The cardinal was speaking at a conference organized in Rome on Oct. 3 by the Italian Catholic newspaper Nuova Bussola Quotidiana on the theme “The Synodal Babel,” designed to discuss the main points of contention raised by the synod, which opened at the Vatican on Oct. 4.
The work of this first session convened by the Pope, titled “For a Synodal Church: Communion, Participation, and Mission,” will run until Oct. 29. A second session of the Synod on Synodality is expected in October 2024 to “continue discernment.”

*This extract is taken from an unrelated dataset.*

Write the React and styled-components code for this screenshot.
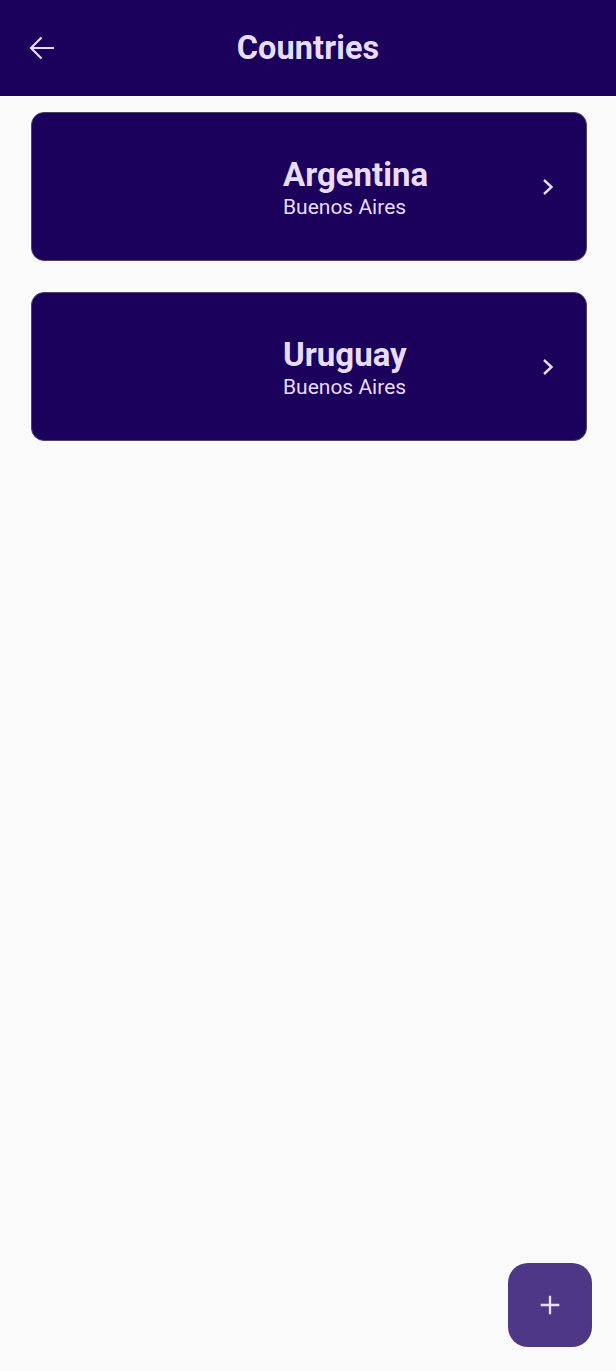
import React from 'react';
import styled, { createGlobalStyle } from 'styled-components';

const GlobalStyle = createGlobalStyle`
    html, body {
        margin: 0;
        padding: 0;
        background: #fafafa;
        font-family: Roboto, "Noto Sans", sans-serif;
    }
`

const countries = [
    { name: 'Argentina', capital: 'Buenos Aires' },
    { name: 'Uruguay', capital: 'Buenos Aires' },
];

class CountryCard extends React.Component {

    render() {

        return (
            <Card>
                <Thumb />
                <CardText>
                    <CountryName>{this.props.name}</CountryName>
                    <Capital>{this.props.capital}</Capital>
                </CardText>
                <Chevron viewBox="0 0 12 18">
                    <path d="M2 2l7.5 7-7.5 7" fill="none" stroke="#e8ddff" strokeWidth="2.4" />
                </Chevron>
            </Card>
        );
    }
}

const App = () => (
    <>
        <GlobalStyle />
        <Page>
            <TopBar>
                <BackButton>
                    <svg width="26" height="24" viewBox="0 0 26 24">
                        <path d="M2 12H25M12.5 1.5L2 12l10.5 10.5" fill="none" stroke="#e8ddff" strokeWidth="2.2" />
                    </svg>
                </BackButton>
                <Title>Countries</Title>
            </TopBar>
            <List>
                {countries.map((c) => (
                    <CountryCard key={c.name} name={c.name} capital={c.capital} />
                ))}
            </List>
            <Fab>
                <svg width="28" height="28" viewBox="0 0 24 24">
                    <path d="M12 4v16M4 12h16" stroke="#e8ddff" strokeWidth="2" />
                </svg>
            </Fab>
        </Page>
    </>
);

const Page = styled.div`
    position: relative;
    min-height: 1371px;
    background: #fafafa;
`

const TopBar = styled.header`
    height: 96px;
    background: #1b005c;
    display: flex;
    align-items: center;
    justify-content: center;
    position: relative;
`

const BackButton = styled.div`
    position: absolute;
    left: 29px;
    top: 36px;
    display: flex;
`

const Title = styled.h1`
    margin: 0;
    color: #e8ddff;
    font-size: 32.5px;
    font-weight: 700;
    letter-spacing: 0.1px;
`

const List = styled.div`
    display: flex;
    flex-direction: column;
    gap: 31px;
    padding: 16px 29px 0 31px;
`

const Card = styled.div`
    box-sizing: border-box;
    height: 149px;
    background: #1b005c;
    border: 1px solid #4b4560;
    border-radius: 13px;
    display: flex;
    align-items: center;
`

const Thumb = styled.div`
    width: 251px;
    flex-shrink: 0;
`

const CardText = styled.div`
    flex: 1;
    display: flex;
    flex-direction: column;
    color: #e8ddff;
`

const CountryName = styled.div`
    font-size: 33px;
    font-weight: 700;
    line-height: 36px;
`

const Capital = styled.div`
    font-size: 21px;
    line-height: 24px;
    margin-top: 2px;
    margin-bottom: -2px;
`

const Chevron = styled.svg`
    width: 12px;
    height: 18px;
    margin-right: 32px;
`

const Fab = styled.div`
    position: absolute;
    right: 24px;
    top: 1263px;
    width: 84px;
    height: 84px;
    border-radius: 20px;
    background: #4f3787;
    display: flex;
    align-items: center;
    justify-content: center;
`

export default App;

In his address at the Ghione Theater, located less than a mile from St. Peter’s Square, the prefect emeritus of the Apostolic Signatura reaffirmed his concern over the “philosophical, canonical and theological errors that are widespread today regarding the Synod of Bishops and its [first] session.”
The main stumbling blocks cited by the cardinal and his fellow cardinals in the questions addressed to the Holy Father in August and made public on Oct. 2 concern doctrinal development, the blessing of same-sex unions, the authority of the Synod on Synodality, women’s ordination, and sacramental absolution.
“It is unfortunately very clear that the invocation of the Holy Spirit by some has for its purpose the advancement of an agenda that is more political and human than ecclesial and divine,” he stated before an audience of about 200 people, largely made up of journalists and ecclesiastics, including Guinean Cardinal Robert Sarah, co-signatory of the dubia, along with Cardinals Walter Brandmüller, Zen Ze-Kiun and Juan Sandoval Íñiguez.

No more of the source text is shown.